WORK REQUIRED: Restate each of the lines given below, word for word.

DATA SEGMENT:
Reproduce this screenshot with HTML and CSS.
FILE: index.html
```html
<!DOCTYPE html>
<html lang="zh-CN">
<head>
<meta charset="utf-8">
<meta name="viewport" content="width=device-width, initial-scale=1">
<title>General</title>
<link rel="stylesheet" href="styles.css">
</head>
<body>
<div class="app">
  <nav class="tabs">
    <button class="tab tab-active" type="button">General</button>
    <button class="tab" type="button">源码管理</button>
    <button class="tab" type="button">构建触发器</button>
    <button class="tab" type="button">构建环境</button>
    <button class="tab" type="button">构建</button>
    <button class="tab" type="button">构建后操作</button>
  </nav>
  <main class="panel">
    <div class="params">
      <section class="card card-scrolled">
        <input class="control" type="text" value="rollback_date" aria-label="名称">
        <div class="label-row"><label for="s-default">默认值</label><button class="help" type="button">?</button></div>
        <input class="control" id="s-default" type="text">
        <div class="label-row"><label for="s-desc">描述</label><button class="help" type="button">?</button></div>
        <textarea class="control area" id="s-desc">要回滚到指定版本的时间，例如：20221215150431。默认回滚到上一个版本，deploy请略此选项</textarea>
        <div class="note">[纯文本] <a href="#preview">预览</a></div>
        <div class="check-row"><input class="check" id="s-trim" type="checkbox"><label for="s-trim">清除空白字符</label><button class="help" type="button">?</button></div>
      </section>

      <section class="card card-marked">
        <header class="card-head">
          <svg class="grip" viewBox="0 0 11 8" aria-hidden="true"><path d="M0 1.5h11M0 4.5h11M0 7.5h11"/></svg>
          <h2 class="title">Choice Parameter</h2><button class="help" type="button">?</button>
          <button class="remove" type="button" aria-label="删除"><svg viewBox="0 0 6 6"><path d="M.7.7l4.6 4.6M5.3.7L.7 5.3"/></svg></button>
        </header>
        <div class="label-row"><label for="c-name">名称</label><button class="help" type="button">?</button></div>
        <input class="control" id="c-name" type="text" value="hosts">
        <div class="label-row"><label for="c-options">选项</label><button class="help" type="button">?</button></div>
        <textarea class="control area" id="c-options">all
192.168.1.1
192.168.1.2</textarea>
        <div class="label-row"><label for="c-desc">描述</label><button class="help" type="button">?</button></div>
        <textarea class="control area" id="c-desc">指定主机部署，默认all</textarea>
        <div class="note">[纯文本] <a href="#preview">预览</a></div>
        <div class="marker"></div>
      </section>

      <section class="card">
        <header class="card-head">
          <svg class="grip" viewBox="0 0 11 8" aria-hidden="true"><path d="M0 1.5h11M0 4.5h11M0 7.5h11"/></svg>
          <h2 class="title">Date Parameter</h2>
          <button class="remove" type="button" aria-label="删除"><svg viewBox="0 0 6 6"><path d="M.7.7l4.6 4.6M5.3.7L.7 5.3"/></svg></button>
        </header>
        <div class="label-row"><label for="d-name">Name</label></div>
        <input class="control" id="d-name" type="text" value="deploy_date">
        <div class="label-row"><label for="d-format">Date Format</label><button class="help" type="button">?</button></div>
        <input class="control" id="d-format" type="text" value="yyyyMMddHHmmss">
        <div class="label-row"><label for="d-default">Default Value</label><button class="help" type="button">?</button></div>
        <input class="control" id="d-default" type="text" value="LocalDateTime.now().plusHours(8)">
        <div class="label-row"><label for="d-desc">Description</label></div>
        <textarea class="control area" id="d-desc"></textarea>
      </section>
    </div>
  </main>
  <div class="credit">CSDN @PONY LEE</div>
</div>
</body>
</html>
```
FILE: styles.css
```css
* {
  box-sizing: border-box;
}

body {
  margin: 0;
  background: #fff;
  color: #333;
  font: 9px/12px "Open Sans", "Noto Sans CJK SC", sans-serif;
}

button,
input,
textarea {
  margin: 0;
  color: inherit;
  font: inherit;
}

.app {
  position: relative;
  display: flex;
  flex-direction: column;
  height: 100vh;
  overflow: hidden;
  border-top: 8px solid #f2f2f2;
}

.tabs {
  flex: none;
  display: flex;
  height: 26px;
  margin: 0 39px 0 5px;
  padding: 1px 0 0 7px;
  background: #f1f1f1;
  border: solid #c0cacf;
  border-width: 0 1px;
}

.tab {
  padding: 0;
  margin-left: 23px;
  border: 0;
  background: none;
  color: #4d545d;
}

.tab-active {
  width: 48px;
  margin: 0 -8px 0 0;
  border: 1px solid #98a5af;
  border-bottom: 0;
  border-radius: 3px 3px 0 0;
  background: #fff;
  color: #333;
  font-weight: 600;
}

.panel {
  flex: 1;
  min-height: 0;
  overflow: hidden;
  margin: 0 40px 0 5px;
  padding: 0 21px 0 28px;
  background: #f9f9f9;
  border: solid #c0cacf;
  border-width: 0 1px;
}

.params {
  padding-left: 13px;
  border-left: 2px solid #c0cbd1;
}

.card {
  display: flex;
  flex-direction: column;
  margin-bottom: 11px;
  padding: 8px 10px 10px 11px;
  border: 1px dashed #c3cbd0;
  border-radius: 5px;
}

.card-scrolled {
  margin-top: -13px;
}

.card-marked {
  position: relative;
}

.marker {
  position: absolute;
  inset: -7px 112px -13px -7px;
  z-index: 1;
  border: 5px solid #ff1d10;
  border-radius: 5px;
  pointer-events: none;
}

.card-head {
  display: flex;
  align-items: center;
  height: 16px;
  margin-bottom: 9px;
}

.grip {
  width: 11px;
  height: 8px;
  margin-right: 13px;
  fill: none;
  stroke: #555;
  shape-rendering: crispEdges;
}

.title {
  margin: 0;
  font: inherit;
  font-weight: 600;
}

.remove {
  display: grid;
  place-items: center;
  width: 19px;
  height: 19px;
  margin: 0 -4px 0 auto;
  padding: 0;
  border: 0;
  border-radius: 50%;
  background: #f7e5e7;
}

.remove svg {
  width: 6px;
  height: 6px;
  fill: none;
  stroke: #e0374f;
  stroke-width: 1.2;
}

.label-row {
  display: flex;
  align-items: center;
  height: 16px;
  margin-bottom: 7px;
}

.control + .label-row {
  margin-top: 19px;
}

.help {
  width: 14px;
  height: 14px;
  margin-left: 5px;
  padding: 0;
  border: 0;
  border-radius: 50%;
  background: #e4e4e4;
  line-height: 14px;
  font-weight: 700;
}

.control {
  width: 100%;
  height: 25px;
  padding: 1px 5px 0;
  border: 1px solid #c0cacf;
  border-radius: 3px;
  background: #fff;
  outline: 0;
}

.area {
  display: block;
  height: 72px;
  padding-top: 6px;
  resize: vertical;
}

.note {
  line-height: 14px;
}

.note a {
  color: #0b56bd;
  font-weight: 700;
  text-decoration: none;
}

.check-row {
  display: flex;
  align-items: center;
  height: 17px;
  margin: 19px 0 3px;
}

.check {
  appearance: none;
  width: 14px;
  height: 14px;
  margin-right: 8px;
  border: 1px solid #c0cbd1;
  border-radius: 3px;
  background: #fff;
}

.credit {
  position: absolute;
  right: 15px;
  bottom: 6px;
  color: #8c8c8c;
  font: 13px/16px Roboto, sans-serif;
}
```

RESULT BELOW:
Reproduce this screenshot with HTML and CSS.
FILE: index.html
```html
<!DOCTYPE html>
<html lang="zh-CN">
<head>
<meta charset="utf-8">
<meta name="viewport" content="width=device-width, initial-scale=1">
<title>General</title>
<link rel="stylesheet" href="styles.css">
</head>
<body>
<div class="app">
  <nav class="tabs">
    <button class="tab tab-active" type="button">General</button>
    <button class="tab" type="button">源码管理</button>
    <button class="tab" type="button">构建触发器</button>
    <button class="tab" type="button">构建环境</button>
    <button class="tab" type="button">构建</button>
    <button class="tab" type="button">构建后操作</button>
  </nav>
  <main class="panel">
    <div class="params">
      <section class="card card-scrolled">
        <input class="control" type="text" value="rollback_date" aria-label="名称">
        <div class="label-row"><label for="s-default">默认值</label><button class="help" type="button">?</button></div>
        <input class="control" id="s-default" type="text">
        <div class="label-row"><label for="s-desc">描述</label><button class="help" type="button">?</button></div>
        <textarea class="control area" id="s-desc">要回滚到指定版本的时间，例如：20221215150431。默认回滚到上一个版本，deploy请略此选项</textarea>
        <div class="note">[纯文本] <a href="#preview">预览</a></div>
        <div class="check-row"><input class="check" id="s-trim" type="checkbox"><label for="s-trim">清除空白字符</label><button class="help" type="button">?</button></div>
      </section>

      <section class="card card-marked">
        <header class="card-head">
          <svg class="grip" viewBox="0 0 11 8" aria-hidden="true"><path d="M0 1.5h11M0 4.5h11M0 7.5h11"/></svg>
          <h2 class="title">Choice Parameter</h2><button class="help" type="button">?</button>
          <button class="remove" type="button" aria-label="删除"><svg viewBox="0 0 6 6"><path d="M.7.7l4.6 4.6M5.3.7L.7 5.3"/></svg></button>
        </header>
        <div class="label-row"><label for="c-name">名称</label><button class="help" type="button">?</button></div>
        <input class="control" id="c-name" type="text" value="hosts">
        <div class="label-row"><label for="c-options">选项</label><button class="help" type="button">?</button></div>
        <textarea class="control area" id="c-options">all
192.168.1.1
192.168.1.2</textarea>
        <div class="label-row"><label for="c-desc">描述</label><button class="help" type="button">?</button></div>
        <textarea class="control area" id="c-desc">指定主机部署，默认all</textarea>
        <div class="note">[纯文本] <a href="#preview">预览</a></div>
        <div class="marker"></div>
      </section>

      <section class="card">
        <header class="card-head">
          <svg class="grip" viewBox="0 0 11 8" aria-hidden="true"><path d="M0 1.5h11M0 4.5h11M0 7.5h11"/></svg>
          <h2 class="title">Date Parameter</h2>
          <button class="remove" type="button" aria-label="删除"><svg viewBox="0 0 6 6"><path d="M.7.7l4.6 4.6M5.3.7L.7 5.3"/></svg></button>
        </header>
        <div class="label-row"><label for="d-name">Name</label></div>
        <input class="control" id="d-name" type="text" value="deploy_date">
        <div class="label-row"><label for="d-format">Date Format</label><button class="help" type="button">?</button></div>
        <input class="control" id="d-format" type="text" value="yyyyMMddHHmmss">
        <div class="label-row"><label for="d-default">Default Value</label><button class="help" type="button">?</button></div>
        <input class="control" id="d-default" type="text" value="LocalDateTime.now().plusHours(8)">
        <div class="label-row"><label for="d-desc">Description</label></div>
        <textarea class="control area" id="d-desc"></textarea>
      </section>
    </div>
  </main>
  <div class="credit">CSDN @PONY LEE</div>
</div>
</body>
</html>
```
FILE: styles.css
```css
* {
  box-sizing: border-box;
}

body {
  margin: 0;
  background: #fff;
  color: #333;
  font: 9px/12px "Open Sans", "Noto Sans CJK SC", sans-serif;
}

button,
input,
textarea {
  margin: 0;
  color: inherit;
  font: inherit;
}

.app {
  position: relative;
  display: flex;
  flex-direction: column;
  height: 100vh;
  overflow: hidden;
  border-top: 8px solid #f2f2f2;
}

.tabs {
  flex: none;
  display: flex;
  height: 26px;
  margin: 0 39px 0 5px;
  padding: 1px 0 0 7px;
  background: #f1f1f1;
  border: solid #c0cacf;
  border-width: 0 1px;
}

.tab {
  padding: 0;
  margin-left: 23px;
  border: 0;
  background: none;
  color: #4d545d;
}

.tab-active {
  width: 48px;
  margin: 0 -8px 0 0;
  border: 1px solid #98a5af;
  border-bottom: 0;
  border-radius: 3px 3px 0 0;
  background: #fff;
  color: #333;
  font-weight: 600;
}

.panel {
  flex: 1;
  min-height: 0;
  overflow: hidden;
  margin: 0 40px 0 5px;
  padding: 0 21px 0 28px;
  background: #f9f9f9;
  border: solid #c0cacf;
  border-width: 0 1px;
}

.params {
  padding-left: 13px;
  border-left: 2px solid #c0cbd1;
}

.card {
  display: flex;
  flex-direction: column;
  margin-bottom: 11px;
  padding: 8px 10px 10px 11px;
  border: 1px dashed #c3cbd0;
  border-radius: 5px;
}

.card-scrolled {
  margin-top: -13px;
}

.card-marked {
  position: relative;
}

.marker {
  position: absolute;
  inset: -7px 112px -13px -7px;
  z-index: 1;
  border: 5px solid #ff1d10;
  border-radius: 5px;
  pointer-events: none;
}

.card-head {
  display: flex;
  align-items: center;
  height: 16px;
  margin-bottom: 9px;
}

.grip {
  width: 11px;
  height: 8px;
  margin-right: 13px;
  fill: none;
  stroke: #555;
  shape-rendering: crispEdges;
}

.title {
  margin: 0;
  font: inherit;
  font-weight: 600;
}

.remove {
  display: grid;
  place-items: center;
  width: 19px;
  height: 19px;
  margin: 0 -4px 0 auto;
  padding: 0;
  border: 0;
  border-radius: 50%;
  background: #f7e5e7;
}

.remove svg {
  width: 6px;
  height: 6px;
  fill: none;
  stroke: #e0374f;
  stroke-width: 1.2;
}

.label-row {
  display: flex;
  align-items: center;
  height: 16px;
  margin-bottom: 7px;
}

.control + .label-row {
  margin-top: 19px;
}

.help {
  width: 14px;
  height: 14px;
  margin-left: 5px;
  padding: 0;
  border: 0;
  border-radius: 50%;
  background: #e4e4e4;
  line-height: 14px;
  font-weight: 700;
}

.control {
  width: 100%;
  height: 25px;
  padding: 1px 5px 0;
  border: 1px solid #c0cacf;
  border-radius: 3px;
  background: #fff;
  outline: 0;
}

.area {
  display: block;
  height: 72px;
  padding-top: 6px;
  resize: vertical;
}

.note {
  line-height: 14px;
}

.note a {
  color: #0b56bd;
  font-weight: 700;
  text-decoration: none;
}

.check-row {
  display: flex;
  align-items: center;
  height: 17px;
  margin: 19px 0 3px;
}

.check {
  appearance: none;
  width: 14px;
  height: 14px;
  margin-right: 8px;
  border: 1px solid #c0cbd1;
  border-radius: 3px;
  background: #fff;
}

.credit {
  position: absolute;
  right: 15px;
  bottom: 6px;
  color: #8c8c8c;
  font: 13px/16px Roboto, sans-serif;
}
```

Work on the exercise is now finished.